(TASK DESCRIPTION) Output the full listing below exactly, without the pictures.

-- -- --

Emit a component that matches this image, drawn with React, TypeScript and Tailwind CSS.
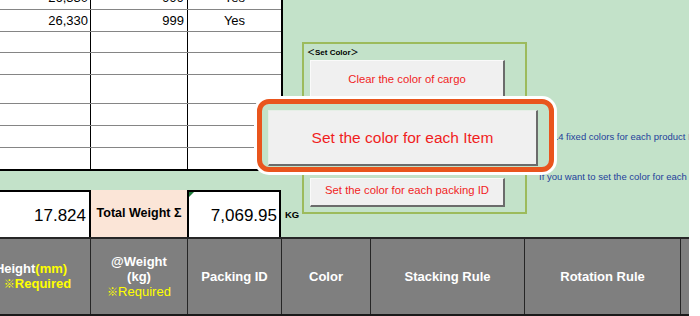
const rows = [
  { h: 'h-[24px]', a: '26,330', b: '999', c: 'Yes' },
  { h: 'h-[22px]', a: '26,330', b: '999', c: 'Yes' },
  { h: 'h-[21px]', a: '', b: '', c: '' },
  { h: 'h-[22px]', a: '', b: '', c: '' },
  { h: 'h-[29px]', a: '', b: '', c: '' },
  { h: 'h-[22px]', a: '', b: '', c: '' },
  { h: 'h-[22px]', a: '', b: '', c: '' },
  { h: 'h-[21px]', a: '', b: '', c: '' }
]

const SheetButton = ({
  label,
  className,
  textClass
}: {
  label: string
  className: string
  textClass: string
}) => (
  <div
    className={`flex items-center justify-center bg-[#f0f0f0] border-l border-t border-[#fafafa] border-r-2 border-b-2 border-r-[#6b6b6b] border-b-[#6b6b6b] text-[#f01e1e] whitespace-nowrap ${className}`}
  >
    <span className={textClass}>{label}</span>
  </div>
)

const headers = [
  { w: 'w-[94px]', label: 'Packing ID' },
  { w: 'w-[89px]', label: 'Color' },
  { w: 'w-[154px]', label: 'Stacking Rule' },
  { w: 'w-[156px]', label: 'Rotation Rule' }
]

export default function App() {
  return (
    <div className="relative w-[700px] h-[316px] overflow-hidden bg-white flex font-['Liberation_Sans','Noto_Sans_CJK_JP',sans-serif] text-black">
      <div className="w-[689px] shrink-0 bg-[#c3e2c9] flex flex-col overflow-hidden">
        {/* sheet area */}
        <div className="h-[237px] flex shrink-0">
          <div className="w-[302px] shrink-0 flex flex-col">
            <div className="w-[283px] h-[171px] bg-white border-r-2 border-b-2 border-black overflow-hidden">
              <div className="-mt-[14px]">
                {rows.map((r, i) => (
                  <div
                    key={i}
                    className={`flex ${r.h} ${i < rows.length - 1 ? 'border-b border-[#858585]' : ''} text-[13px]`}
                  >
                    <div className="w-[91px] border-r border-black flex items-center justify-end pr-[2px]">
                      {r.a}
                    </div>
                    <div className="w-[97px] border-r border-black flex items-center justify-end pr-[3px]">
                      {r.b}
                    </div>
                    <div className="flex-1 flex items-center justify-center">
                      {r.c}
                    </div>
                  </div>
                ))}
              </div>
            </div>

            <div className="mt-[19px] h-[47px] flex">
              <div className="w-[91px] bg-white border-t-2 border-r-2 border-black flex items-center justify-end pr-[3px] pt-[2px] text-[17px]">
                17.824
              </div>
              <div className="w-[96px] bg-[#fbe5d7] flex items-center justify-center font-bold text-[12.5px] whitespace-nowrap">
                Total Weight Σ
              </div>
              <div className="relative w-[94px] bg-white border-t-2 border-l-2 border-r-2 border-black flex items-center justify-end pr-[2px] pt-[2px] text-[17px]">
                <span className="absolute left-0 top-0 w-0 h-0 border-t-[5px] border-r-[5px] border-t-[#1d7a3a] border-r-transparent" />
                7,069.95
              </div>
              <div className="self-center ml-[4px] mt-[4px] font-bold text-[9.5px]">KG</div>
            </div>
          </div>

          {/* set color group */}
          <div className="mt-[42px] w-[225px] h-[172px] shrink-0 border-2 border-[#9cbb5c] flex flex-col">
            <div className="pt-[3px] pl-[3px] leading-[12px] font-bold text-[8px] whitespace-nowrap">
              ＜Set Color＞
            </div>
            <SheetButton
              label="Clear the color of cargo"
              className="ml-[6px] mt-[1px] w-[195px] h-[38px] pt-[1px]"
              textClass="text-[11.3px]"
            />
            <SheetButton
              label="Set the color for each Item"
              className="ml-[6px] mt-[20px] w-[195px] h-[30px]"
              textClass="text-[11.3px]"
            />
            <SheetButton
              label="Set the color for each packing ID"
              className="ml-[6px] mt-[30px] w-[195px] h-[29px] pb-[4px]"
              textClass="text-[11.3px]"
            />
          </div>

          <div className="flex flex-col text-[9.5px] leading-[12px] text-[#23419b] whitespace-nowrap">
            <div className="mt-[131px] ml-[9px]">Set 14 fixed colors for each product ID.</div>
            <div className="mt-[28px] ml-[12px]">If you want to set the color for each packing ID.</div>
          </div>
        </div>

        {/* header row */}
        <div className="h-[79px] flex shrink-0 bg-[#7f7f7f] border-t-2 border-b-2 border-t-[#262626] border-b-[#1a1a1a] text-white font-bold text-[13px] leading-[15px]">
          <div className="w-[91px] shrink-0 border-r border-[#262626] overflow-hidden flex flex-col items-center justify-center pr-[28px] whitespace-nowrap">
            <div>
              Height<span className="text-[#ffff00]">(mm)</span>
            </div>
            <div className="text-[#ffff00] ml-[13px]">
              <span className="text-[11px]">※</span>Required
            </div>
          </div>
          <div className="w-[97px] shrink-0 border-r border-[#262626] flex flex-col items-center justify-center whitespace-nowrap">
            <div>@Weight</div>
            <div>(kg)</div>
            <div className="text-[#ffff00] font-normal">
              <span className="text-[11px]">※</span>Required
            </div>
          </div>
          {headers.map((h) => (
            <div
              key={h.label}
              className={`${h.w} shrink-0 border-r border-[#262626] flex items-center justify-center whitespace-nowrap`}
            >
              {h.label}
            </div>
          ))}
          <div className="flex-1" />
        </div>
      </div>
      <div className="flex-1" />

      {/* callout highlight */}
      <div className="absolute left-[254px] top-[96px] w-[303px] h-[79px] rounded-[15px] bg-white p-[3px]">
        <div className="h-full rounded-[12px] border-[5px] border-[#e9551d] bg-[#c3e2c9] pl-[6px] pt-[6px]">
          <SheetButton
            label="Set the color for each Item"
            className="w-[270px] h-[56px] border-l-[#e6efe7] border-t-[#e6efe7]"
            textClass="text-[15.5px]"
          />
        </div>
      </div>
    </div>
  )
}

-- -- --

(REPLY TO THE TASK)
Emit a component that matches this image, drawn with React, TypeScript and Tailwind CSS.
const rows = [
  { h: 'h-[24px]', a: '26,330', b: '999', c: 'Yes' },
  { h: 'h-[22px]', a: '26,330', b: '999', c: 'Yes' },
  { h: 'h-[21px]', a: '', b: '', c: '' },
  { h: 'h-[22px]', a: '', b: '', c: '' },
  { h: 'h-[29px]', a: '', b: '', c: '' },
  { h: 'h-[22px]', a: '', b: '', c: '' },
  { h: 'h-[22px]', a: '', b: '', c: '' },
  { h: 'h-[21px]', a: '', b: '', c: '' }
]

const SheetButton = ({
  label,
  className,
  textClass
}: {
  label: string
  className: string
  textClass: string
}) => (
  <div
    className={`flex items-center justify-center bg-[#f0f0f0] border-l border-t border-[#fafafa] border-r-2 border-b-2 border-r-[#6b6b6b] border-b-[#6b6b6b] text-[#f01e1e] whitespace-nowrap ${className}`}
  >
    <span className={textClass}>{label}</span>
  </div>
)

const headers = [
  { w: 'w-[94px]', label: 'Packing ID' },
  { w: 'w-[89px]', label: 'Color' },
  { w: 'w-[154px]', label: 'Stacking Rule' },
  { w: 'w-[156px]', label: 'Rotation Rule' }
]

export default function App() {
  return (
    <div className="relative w-[700px] h-[316px] overflow-hidden bg-white flex font-['Liberation_Sans','Noto_Sans_CJK_JP',sans-serif] text-black">
      <div className="w-[689px] shrink-0 bg-[#c3e2c9] flex flex-col overflow-hidden">
        {/* sheet area */}
        <div className="h-[237px] flex shrink-0">
          <div className="w-[302px] shrink-0 flex flex-col">
            <div className="w-[283px] h-[171px] bg-white border-r-2 border-b-2 border-black overflow-hidden">
              <div className="-mt-[14px]">
                {rows.map((r, i) => (
                  <div
                    key={i}
                    className={`flex ${r.h} ${i < rows.length - 1 ? 'border-b border-[#858585]' : ''} text-[13px]`}
                  >
                    <div className="w-[91px] border-r border-black flex items-center justify-end pr-[2px]">
                      {r.a}
                    </div>
                    <div className="w-[97px] border-r border-black flex items-center justify-end pr-[3px]">
                      {r.b}
                    </div>
                    <div className="flex-1 flex items-center justify-center">
                      {r.c}
                    </div>
                  </div>
                ))}
              </div>
            </div>

            <div className="mt-[19px] h-[47px] flex">
              <div className="w-[91px] bg-white border-t-2 border-r-2 border-black flex items-center justify-end pr-[3px] pt-[2px] text-[17px]">
                17.824
              </div>
              <div className="w-[96px] bg-[#fbe5d7] flex items-center justify-center font-bold text-[12.5px] whitespace-nowrap">
                Total Weight Σ
              </div>
              <div className="relative w-[94px] bg-white border-t-2 border-l-2 border-r-2 border-black flex items-center justify-end pr-[2px] pt-[2px] text-[17px]">
                <span className="absolute left-0 top-0 w-0 h-0 border-t-[5px] border-r-[5px] border-t-[#1d7a3a] border-r-transparent" />
                7,069.95
              </div>
              <div className="self-center ml-[4px] mt-[4px] font-bold text-[9.5px]">KG</div>
            </div>
          </div>

          {/* set color group */}
          <div className="mt-[42px] w-[225px] h-[172px] shrink-0 border-2 border-[#9cbb5c] flex flex-col">
            <div className="pt-[3px] pl-[3px] leading-[12px] font-bold text-[8px] whitespace-nowrap">
              ＜Set Color＞
            </div>
            <SheetButton
              label="Clear the color of cargo"
              className="ml-[6px] mt-[1px] w-[195px] h-[38px] pt-[1px]"
              textClass="text-[11.3px]"
            />
            <SheetButton
              label="Set the color for each Item"
              className="ml-[6px] mt-[20px] w-[195px] h-[30px]"
              textClass="text-[11.3px]"
            />
            <SheetButton
              label="Set the color for each packing ID"
              className="ml-[6px] mt-[30px] w-[195px] h-[29px] pb-[4px]"
              textClass="text-[11.3px]"
            />
          </div>

          <div className="flex flex-col text-[9.5px] leading-[12px] text-[#23419b] whitespace-nowrap">
            <div className="mt-[131px] ml-[9px]">Set 14 fixed colors for each product ID.</div>
            <div className="mt-[28px] ml-[12px]">If you want to set the color for each packing ID.</div>
          </div>
        </div>

        {/* header row */}
        <div className="h-[79px] flex shrink-0 bg-[#7f7f7f] border-t-2 border-b-2 border-t-[#262626] border-b-[#1a1a1a] text-white font-bold text-[13px] leading-[15px]">
          <div className="w-[91px] shrink-0 border-r border-[#262626] overflow-hidden flex flex-col items-center justify-center pr-[28px] whitespace-nowrap">
            <div>
              Height<span className="text-[#ffff00]">(mm)</span>
            </div>
            <div className="text-[#ffff00] ml-[13px]">
              <span className="text-[11px]">※</span>Required
            </div>
          </div>
          <div className="w-[97px] shrink-0 border-r border-[#262626] flex flex-col items-center justify-center whitespace-nowrap">
            <div>@Weight</div>
            <div>(kg)</div>
            <div className="text-[#ffff00] font-normal">
              <span className="text-[11px]">※</span>Required
            </div>
          </div>
          {headers.map((h) => (
            <div
              key={h.label}
              className={`${h.w} shrink-0 border-r border-[#262626] flex items-center justify-center whitespace-nowrap`}
            >
              {h.label}
            </div>
          ))}
          <div className="flex-1" />
        </div>
      </div>
      <div className="flex-1" />

      {/* callout highlight */}
      <div className="absolute left-[254px] top-[96px] w-[303px] h-[79px] rounded-[15px] bg-white p-[3px]">
        <div className="h-full rounded-[12px] border-[5px] border-[#e9551d] bg-[#c3e2c9] pl-[6px] pt-[6px]">
          <SheetButton
            label="Set the color for each Item"
            className="w-[270px] h-[56px] border-l-[#e6efe7] border-t-[#e6efe7]"
            textClass="text-[15.5px]"
          />
        </div>
      </div>
    </div>
  )
}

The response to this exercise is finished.